- Nickname: Pagla Ghat
- Panchanandapur Location in West Bengal, India Panchanandapur Panchanandapur (India)
- Coordinates: 24°56′38″N 87°58′39″E﻿ / ﻿24.9440°N 87.9776°E
- Country: India
- State: West Bengal
- District: Malda

Area
- • Total: 23.0187 km^{2} (8.8876 sq mi)

Population (2011)
- • Total: 26,358
- • Density: 1,145.1/km^{2} (2,965.7/sq mi)

Languages
- • Official: Bengali, English
- Time zone: UTC+5:30 (IST)
- PIN: 732207
- STD/ Telephone code: 03512
- Lok Sabha constituency: Maldaha Dakshin
- Vidhan Sabha constituency: Mothabari
- Website: malda.nic.in

= Panchanandapur =

Panchanandapur (also known as Pagla Ghat) is the largest village in the eastern side of Ganga River in the Kaliachak II CD block in the Malda Sadar subdivision of Malda district in the state of West Bengal, India.

==History==
Panchanandapur is located in the border area along the river Ganges flowing between Jharkhand and West Bengal. It is also known for flooding and is a very poor area in Malda district. The area is also known as Pagla Ghat because 1998 Ganga Rivers flood was very madly affected the area and damaged many houses.

==Geography==

===Location===
Panchanandapur is located at Malda district, West Bengal. It has an average elevation of 17 metres (56 feet). It is on the eastern bank of the river Ganges.As in much of Bengal, the weather is usually extremely humid and tropical. Temperatures can reach as high as 46 °C during the day in May and June and fall as low as 4 °C overnight in December and January.

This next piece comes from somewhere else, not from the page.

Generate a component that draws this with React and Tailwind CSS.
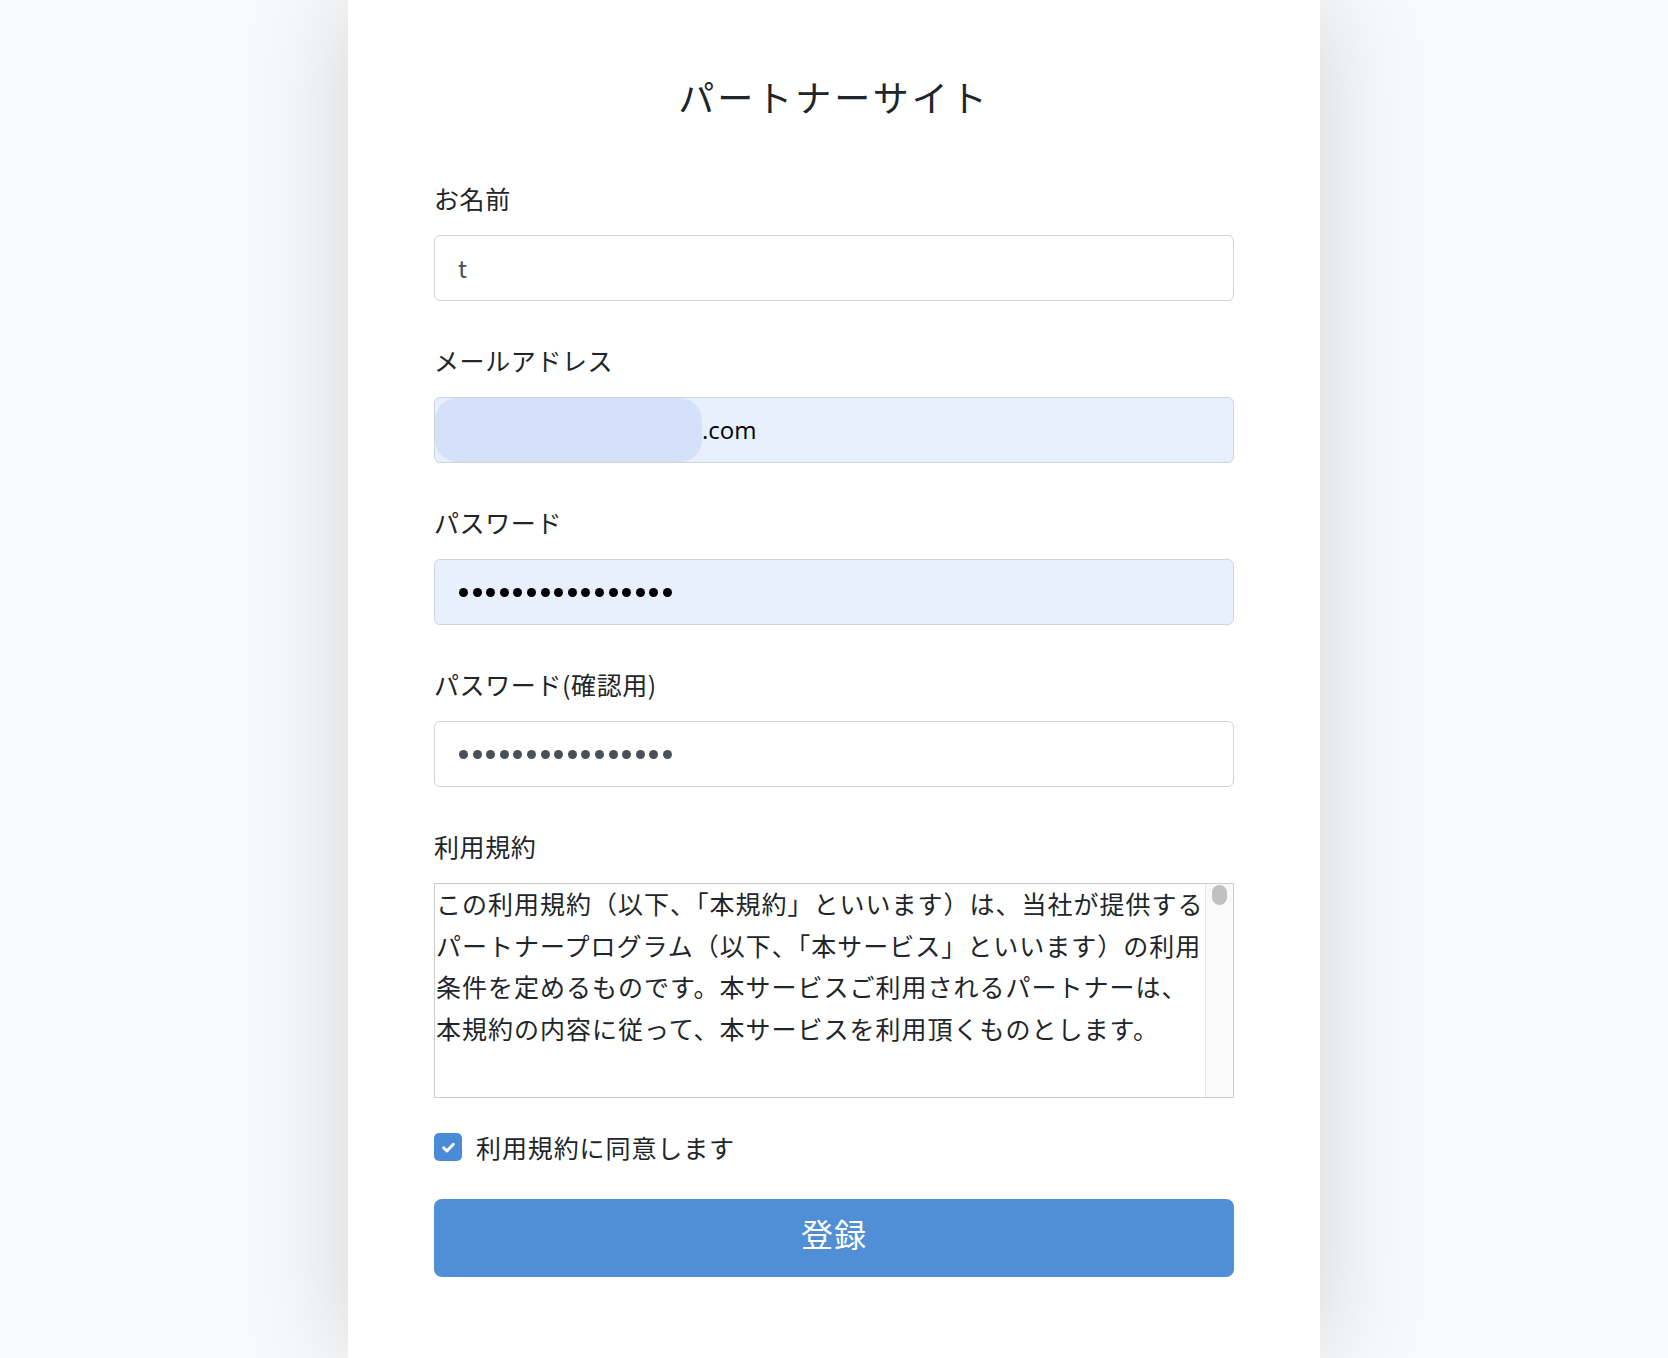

The Panchanandapur area is vulnerable to floods from the adjoining Ganges.

===Area overview===
The area shown in the adjoining map is the physiographic sub-region known as the diara. It "is a relatively well drained flat land formed by the fluvial deposition of newer alluvium." The most note-worthy feature is the Farakka Barrage across the Ganges. The area is a part of the Malda Sadar subdivision, which is an overwhelmingly rural region, but the area shown in the map has pockets of urbanization with 17 census towns, concentrated mostly in the Kaliachak I CD block. The bank of the Ganges between Bhutni and Panchanandapur (both the places are marked on the map), is the area worst hit by left bank erosion, a major problem in the Malda area. The ruins of Gauda, capital of several empires, is located in this area.

Note: The map alongside presents some of the notable locations in the area. All places marked in the map are linked in the larger full screen map.

===River bank erosion===

Upstream of the Farakka Barrage, Kaliachak II CD block is one of the areas badly affected, over three decades prior to 1999, by the left bank erosion of the Ganges. The river stretch between Bhutnidiara and Panchanandapur, is the worst hit area. "Even 40 years back (from 1999), Panchanandapur was a flourishing river-port and trading centre. Apart from block headquarter, high school, sugar mill it had a regular weekly market where traders used to come by large boats from Rajmahal, Sahebganj, Dhulian. Today’s Panchanandapur has shifted to Chethrumahajantola after going through the eroding process of 5/6 years." A survey by the Nagarik Committee has estimated the loss of 750 km^{2} in the Kaliachak-Manikchak area, in 30 years prior to 1999.

==Demographics==
According to the 2011 Census of India, Panchanandapur had a total population of 26,358, of which 13,512 (51%) were males and 12,486 (49%) were females. Population in the age range 0–6 years was 4,370. The total number of literate persons in Panchanadapur was 13,578 (61.75% of the population over 6 years).